The three reflectors (Figure 1a) were used to develop a transflectance approach in which the incident light crosses the sample captured within the spacer and is reflected off the reflector's surface located on the opposite side, traveling back through the sample before reaching the detector (Figure 1c). Background spectra were acquired using a PTFE standard material for 0.50 mm and 0.80 mm pathlength while for 2 mm path, background spectra were collected using a sample holder containing the 2 mm reflector, as recommended by Si-Ware. The spectra were acquired with each of these spacers in duplicates.

Spectral Data Analysis

Pirouette 4.5 software (Infometrix Inc.) was used to develop regression models based on the partial least squares regression (PLSR) algorithm. PLSR correlates two matrices consisting of independent variables (x) and dependent variables (y). It extracts important predictors capturing most of the variation, also called latent variables, from x to give the best possible response (y). PLSR is a versatile regression tool when the predicting data set comprises a large number of multicollinear variables.³⁶

Regression models were built for each parameter individually. Calibration models were developed with 80% of the data set while the remaining 20% was used for external validation. The dataset was split into calibration and validation using “Random” algorithm provided by the Pirouette software which employs a random process to generate the subsets.³⁷ The independent data set (spectra) was mean-centered and transformed by using a Savitzky–Golay (SG) second derivative, SG smoothing, and normalization to optimize the performance of the models. Additionally, spectral pretreatment enhanced outliers’ detection.³⁸ The number of latent variables corresponding to a low variance was chosen to avoid overfitting by considering a smaller number of factors where no noticeable improvement in the performance was observed with further inclusion of latent variables. Calibration models were internally validated using a leave-one-out cross-validation approach. The performance of the model was assessed using correlation coefficient of cross-validated (r_cv) and externally predicted (r_pre) models, standard error of cross validation (SECV), and standard error of prediction (SEP).
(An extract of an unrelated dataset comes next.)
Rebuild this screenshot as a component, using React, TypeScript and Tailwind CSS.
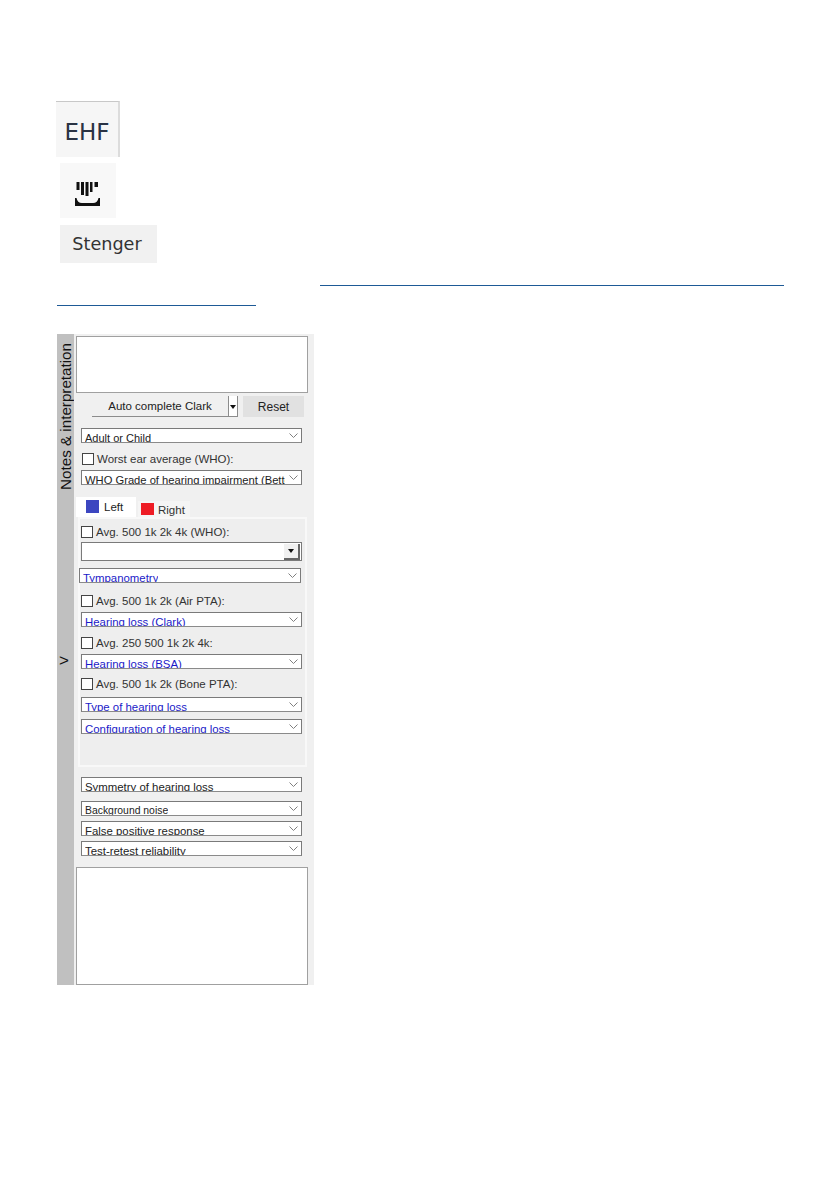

Developing an Interactive Web Application

Creating a freely accessible website that integrates calibration algorithms for predicting multiple attributes based on NIR spectra encourages utility of these models and expands their application globally. Furthermore, the convenience of accessing the user-friendly interface on any electronic platform enhances the versatility³⁹ of implementing the models.

The web-interface was developed using the R programming language.⁴⁰ Several packages were used to build the regression models, including Shiny,⁴¹ Tidyverse,⁴² readxl,⁴³ PLS,⁴⁴ and Signal.⁴⁵ The script used to develop the web application is provided in the Supplemental Material. The interactive web application allows users to upload an excel file containing NIR spectral data. It then predicts the output using the regression models and displays the results in a table (Figure 5b).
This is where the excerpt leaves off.